The book's origin goes back to the year 2000. "Unfortunately, the agrarian crisis took over, and it demanded my 1,000 per cent attention. I fell behind but I continued to meet those who I had identified. I spend 270 days a year in the countryside and wherever I went, I would ask if there was someone there who had been part of the freedom struggle." Several of these accounts were published in national newspapers or on PARI's portal. "But they were in short format. I revisited them, improved on them and in some places, even made corrections after their families and descendents disputed, saying that I had confused one person with another or made a factual error."

Hausabai Patil, a freedom fighter from Shenoli, with her father Nana Patil, who headed the parallel prati sarkar government in Satara, from 1943 to 1946, and later represented Beed as a parliamentarian

Because a story never ends, Sainath has chosen to add a QR code at the end of each one in the book, which takes readers to the PARI page where more information, photos and videos on the said freedom fighter awaits them. "You'll see Mallu Swarajyam [she and fellow revolutionaries had played a role in the Telangana People's Struggle of the 1940s among others] swinging a slingshot at the age of 84. Another video features Captain Bhau recalling how they looted a train minus any arms that was carrying the salaries of staffers of the British Raj."

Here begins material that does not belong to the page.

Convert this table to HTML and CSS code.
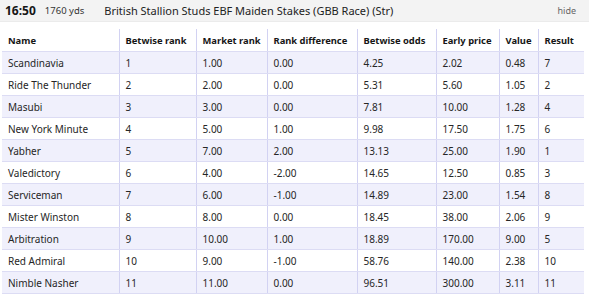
FILE: index.html
```html
<!DOCTYPE html>
<html>
<head>
<meta charset="utf-8">
<link rel="stylesheet" href="styles.css">
</head>
<body>
<div class="bar">
  <span class="time">16:50</span>
  <span class="dist">1760 yds</span>
  <span class="title">British Stallion Studs EBF Maiden Stakes (GBB Race) (Str)</span>
  <span class="hide">hide</span>
</div>
<table class="grid">
  <colgroup>
    <col class="c1"><col class="c2"><col class="c3"><col class="c4"><col class="c5"><col class="c6"><col class="c7"><col class="c8">
  </colgroup>
  <thead>
    <tr><th>Name</th><th>Betwise rank</th><th>Market rank</th><th>Rank difference</th><th>Betwise odds</th><th>Early price</th><th>Value</th><th>Result</th></tr>
  </thead>
  <tbody>
    <tr><td>Scandinavia</td><td>1</td><td>1.00</td><td>0.00</td><td>4.25</td><td>2.02</td><td>0.48</td><td>7</td></tr>
    <tr><td>Ride The Thunder</td><td>2</td><td>2.00</td><td>0.00</td><td>5.31</td><td>5.60</td><td>1.05</td><td>2</td></tr>
    <tr><td>Masubi</td><td>3</td><td>3.00</td><td>0.00</td><td>7.81</td><td>10.00</td><td>1.28</td><td>4</td></tr>
    <tr><td>New York Minute</td><td>4</td><td>5.00</td><td>1.00</td><td>9.98</td><td>17.50</td><td>1.75</td><td>6</td></tr>
    <tr><td>Yabher</td><td>5</td><td>7.00</td><td>2.00</td><td>13.13</td><td>25.00</td><td>1.90</td><td>1</td></tr>
    <tr><td>Valedictory</td><td>6</td><td>4.00</td><td>-2.00</td><td>14.65</td><td>12.50</td><td>0.85</td><td>3</td></tr>
    <tr><td>Serviceman</td><td>7</td><td>6.00</td><td>-1.00</td><td>14.89</td><td>23.00</td><td>1.54</td><td>8</td></tr>
    <tr><td>Mister Winston</td><td>8</td><td>8.00</td><td>0.00</td><td>18.45</td><td>38.00</td><td>2.06</td><td>9</td></tr>
    <tr><td>Arbitration</td><td>9</td><td>10.00</td><td>1.00</td><td>18.89</td><td>170.00</td><td>9.00</td><td>5</td></tr>
    <tr><td>Red Admiral</td><td>10</td><td>9.00</td><td>-1.00</td><td>58.76</td><td>140.00</td><td>2.38</td><td>10</td></tr>
    <tr><td>Nimble Nasher</td><td>11</td><td>11.00</td><td>0.00</td><td>96.51</td><td>300.00</td><td>3.11</td><td>11</td></tr>
  </tbody>
</table>
</body>
</html>
```
FILE: styles.css
```css
html, body {
  margin: 0;
  padding: 0;
  background: #ffffff;
  font-family: "Noto Sans", "DejaVu Sans", sans-serif;
  color: #1f1f1f;
}
.bar {
  display: flex;
  align-items: center;
  height: 21px;
  background: #f3f3f3;
  padding: 0 6px 0 5px;
  border-bottom: 1px solid #ebebeb;
}
.time {
  font-weight: 700;
  font-size: 12px;
  color: #161616;
}
.dist {
  font-size: 9.5px;
  margin-left: 9px;
  color: #333;
}
.title {
  font-size: 11px;
  margin-left: 20px;
  color: #222;
}
.hide {
  margin-left: auto;
  font-size: 9px;
  color: #666;
  margin-right: 7px;
}
.grid {
  border-collapse: collapse;
  margin: 7px 0 0 2px;
  width: 582px;
  table-layout: fixed;
  font-size: 10px;
}
.c1 { width: 117px; }
.c2 { width: 77px; }
.c3 { width: 71px; }
.c4 { width: 90px; }
.c5 { width: 79px; }
.c6 { width: 63px; }
.c7 { width: 39px; }
.c8 { width: 46px; }
.grid th, .grid td {
  text-align: left;
  padding: 0 6px;
  border-left: 1px solid #d2d2f2;
  border-bottom: 1px solid #dcdcf4;
  white-space: nowrap;
  overflow: hidden;
}
.grid th:first-child, .grid td:first-child {
  border-left: none;
}
.grid th {
  height: 22px;
  font-size: 9.4px;
  font-weight: 700;
  color: #161616;
}
.grid td {
  height: 21px;
  color: #262626;
}
.grid tbody tr:nth-child(odd) {
  background: #f0f0fc;
}
```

When Sainath met Captain Bhau's family, they said that he was having good and bad days. It was possible that his memory wouldn't cooperate. Sainath decided to place Bhau in context, literally. "Since he was famous for the biggest train robbery in history, we took his chair for him to sit and placed it on the platform of Shenoli railway station where he had looted the Pune-Miraj train in 1943. He was quiet for 10 minutes, but after that he spoke with startling clarity about the attack, how one squad placed rocks to block the track. The minute the train stopped, the next squad put rocks behind the train, locking it in its place. The guard had a rifle, but he was paralysed with fear even though the Toofan Sena squad were only brandishing sickles and knives. They looted R19,175. With this money at the time, which was one of famine, they could buy as much as 60 kg of rice," he narrates. There is one tiny memorial in their honour set up at Shenoli. All it says is that a train was looted at the location. "It's one that the British put up; there's nothing installed by the Indian government to commemorate the event."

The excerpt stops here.